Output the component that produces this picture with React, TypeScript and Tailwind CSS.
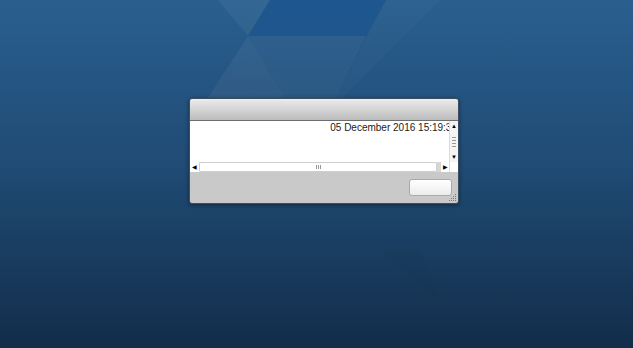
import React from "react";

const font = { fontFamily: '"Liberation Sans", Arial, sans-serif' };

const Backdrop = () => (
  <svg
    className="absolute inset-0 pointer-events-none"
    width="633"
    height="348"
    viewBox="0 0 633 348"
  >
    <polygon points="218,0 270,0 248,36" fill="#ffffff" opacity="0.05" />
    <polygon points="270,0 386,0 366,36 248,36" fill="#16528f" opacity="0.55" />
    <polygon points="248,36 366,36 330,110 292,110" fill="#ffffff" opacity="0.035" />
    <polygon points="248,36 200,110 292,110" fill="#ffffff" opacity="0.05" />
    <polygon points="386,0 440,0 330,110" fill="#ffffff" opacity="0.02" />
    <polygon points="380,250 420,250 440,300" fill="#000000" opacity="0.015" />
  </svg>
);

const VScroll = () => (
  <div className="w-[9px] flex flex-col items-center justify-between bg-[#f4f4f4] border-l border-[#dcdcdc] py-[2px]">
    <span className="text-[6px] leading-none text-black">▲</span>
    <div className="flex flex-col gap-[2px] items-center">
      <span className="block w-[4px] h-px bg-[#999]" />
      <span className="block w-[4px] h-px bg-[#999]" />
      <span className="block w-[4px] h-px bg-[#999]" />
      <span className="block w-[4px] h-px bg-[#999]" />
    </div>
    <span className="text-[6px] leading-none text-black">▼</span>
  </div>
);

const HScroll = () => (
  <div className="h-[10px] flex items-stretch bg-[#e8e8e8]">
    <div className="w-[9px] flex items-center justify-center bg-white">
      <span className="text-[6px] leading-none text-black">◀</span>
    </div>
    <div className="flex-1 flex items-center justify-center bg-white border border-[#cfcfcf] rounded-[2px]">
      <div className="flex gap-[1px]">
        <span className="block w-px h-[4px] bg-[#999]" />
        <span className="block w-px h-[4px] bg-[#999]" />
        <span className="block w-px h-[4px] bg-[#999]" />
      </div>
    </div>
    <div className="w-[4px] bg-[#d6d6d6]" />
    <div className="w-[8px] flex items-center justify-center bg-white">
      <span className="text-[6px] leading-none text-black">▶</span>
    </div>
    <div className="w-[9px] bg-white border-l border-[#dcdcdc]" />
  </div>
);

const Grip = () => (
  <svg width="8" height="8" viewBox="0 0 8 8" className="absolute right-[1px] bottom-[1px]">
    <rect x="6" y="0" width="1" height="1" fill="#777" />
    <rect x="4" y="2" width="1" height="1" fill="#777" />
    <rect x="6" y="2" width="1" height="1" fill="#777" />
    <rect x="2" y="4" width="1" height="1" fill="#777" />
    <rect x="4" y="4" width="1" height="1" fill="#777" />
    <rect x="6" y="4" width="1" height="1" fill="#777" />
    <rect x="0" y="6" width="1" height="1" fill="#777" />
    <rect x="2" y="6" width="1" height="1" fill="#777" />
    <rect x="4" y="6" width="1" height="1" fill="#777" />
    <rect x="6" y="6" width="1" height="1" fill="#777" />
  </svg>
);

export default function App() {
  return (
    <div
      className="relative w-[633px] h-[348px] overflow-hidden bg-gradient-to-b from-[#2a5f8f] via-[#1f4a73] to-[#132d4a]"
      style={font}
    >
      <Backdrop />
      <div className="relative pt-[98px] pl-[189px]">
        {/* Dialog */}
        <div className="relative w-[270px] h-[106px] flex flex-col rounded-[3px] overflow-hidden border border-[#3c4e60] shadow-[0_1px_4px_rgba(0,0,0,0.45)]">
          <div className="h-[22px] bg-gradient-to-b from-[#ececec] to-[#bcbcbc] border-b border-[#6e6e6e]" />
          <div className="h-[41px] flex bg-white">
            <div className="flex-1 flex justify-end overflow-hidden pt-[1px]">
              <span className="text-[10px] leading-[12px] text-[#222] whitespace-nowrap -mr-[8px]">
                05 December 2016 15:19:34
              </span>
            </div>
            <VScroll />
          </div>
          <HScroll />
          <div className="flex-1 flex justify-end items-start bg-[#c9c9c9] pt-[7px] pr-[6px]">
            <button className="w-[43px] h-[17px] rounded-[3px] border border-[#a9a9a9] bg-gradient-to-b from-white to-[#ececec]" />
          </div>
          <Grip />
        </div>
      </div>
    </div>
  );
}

---

# PROBLEM:
Would you return the data exactly as written, without the pictures?

# EXERCISE OUTPUT:
Output the component that produces this picture with React, TypeScript and Tailwind CSS.
import React from "react";

const font = { fontFamily: '"Liberation Sans", Arial, sans-serif' };

const Backdrop = () => (
  <svg
    className="absolute inset-0 pointer-events-none"
    width="633"
    height="348"
    viewBox="0 0 633 348"
  >
    <polygon points="218,0 270,0 248,36" fill="#ffffff" opacity="0.05" />
    <polygon points="270,0 386,0 366,36 248,36" fill="#16528f" opacity="0.55" />
    <polygon points="248,36 366,36 330,110 292,110" fill="#ffffff" opacity="0.035" />
    <polygon points="248,36 200,110 292,110" fill="#ffffff" opacity="0.05" />
    <polygon points="386,0 440,0 330,110" fill="#ffffff" opacity="0.02" />
    <polygon points="380,250 420,250 440,300" fill="#000000" opacity="0.015" />
  </svg>
);

const VScroll = () => (
  <div className="w-[9px] flex flex-col items-center justify-between bg-[#f4f4f4] border-l border-[#dcdcdc] py-[2px]">
    <span className="text-[6px] leading-none text-black">▲</span>
    <div className="flex flex-col gap-[2px] items-center">
      <span className="block w-[4px] h-px bg-[#999]" />
      <span className="block w-[4px] h-px bg-[#999]" />
      <span className="block w-[4px] h-px bg-[#999]" />
      <span className="block w-[4px] h-px bg-[#999]" />
    </div>
    <span className="text-[6px] leading-none text-black">▼</span>
  </div>
);

const HScroll = () => (
  <div className="h-[10px] flex items-stretch bg-[#e8e8e8]">
    <div className="w-[9px] flex items-center justify-center bg-white">
      <span className="text-[6px] leading-none text-black">◀</span>
    </div>
    <div className="flex-1 flex items-center justify-center bg-white border border-[#cfcfcf] rounded-[2px]">
      <div className="flex gap-[1px]">
        <span className="block w-px h-[4px] bg-[#999]" />
        <span className="block w-px h-[4px] bg-[#999]" />
        <span className="block w-px h-[4px] bg-[#999]" />
      </div>
    </div>
    <div className="w-[4px] bg-[#d6d6d6]" />
    <div className="w-[8px] flex items-center justify-center bg-white">
      <span className="text-[6px] leading-none text-black">▶</span>
    </div>
    <div className="w-[9px] bg-white border-l border-[#dcdcdc]" />
  </div>
);

const Grip = () => (
  <svg width="8" height="8" viewBox="0 0 8 8" className="absolute right-[1px] bottom-[1px]">
    <rect x="6" y="0" width="1" height="1" fill="#777" />
    <rect x="4" y="2" width="1" height="1" fill="#777" />
    <rect x="6" y="2" width="1" height="1" fill="#777" />
    <rect x="2" y="4" width="1" height="1" fill="#777" />
    <rect x="4" y="4" width="1" height="1" fill="#777" />
    <rect x="6" y="4" width="1" height="1" fill="#777" />
    <rect x="0" y="6" width="1" height="1" fill="#777" />
    <rect x="2" y="6" width="1" height="1" fill="#777" />
    <rect x="4" y="6" width="1" height="1" fill="#777" />
    <rect x="6" y="6" width="1" height="1" fill="#777" />
  </svg>
);

export default function App() {
  return (
    <div
      className="relative w-[633px] h-[348px] overflow-hidden bg-gradient-to-b from-[#2a5f8f] via-[#1f4a73] to-[#132d4a]"
      style={font}
    >
      <Backdrop />
      <div className="relative pt-[98px] pl-[189px]">
        {/* Dialog */}
        <div className="relative w-[270px] h-[106px] flex flex-col rounded-[3px] overflow-hidden border border-[#3c4e60] shadow-[0_1px_4px_rgba(0,0,0,0.45)]">
          <div className="h-[22px] bg-gradient-to-b from-[#ececec] to-[#bcbcbc] border-b border-[#6e6e6e]" />
          <div className="h-[41px] flex bg-white">
            <div className="flex-1 flex justify-end overflow-hidden pt-[1px]">
              <span className="text-[10px] leading-[12px] text-[#222] whitespace-nowrap -mr-[8px]">
                05 December 2016 15:19:34
              </span>
            </div>
            <VScroll />
          </div>
          <HScroll />
          <div className="flex-1 flex justify-end items-start bg-[#c9c9c9] pt-[7px] pr-[6px]">
            <button className="w-[43px] h-[17px] rounded-[3px] border border-[#a9a9a9] bg-gradient-to-b from-white to-[#ececec]" />
          </div>
          <Grip />
        </div>
      </div>
    </div>
  );
}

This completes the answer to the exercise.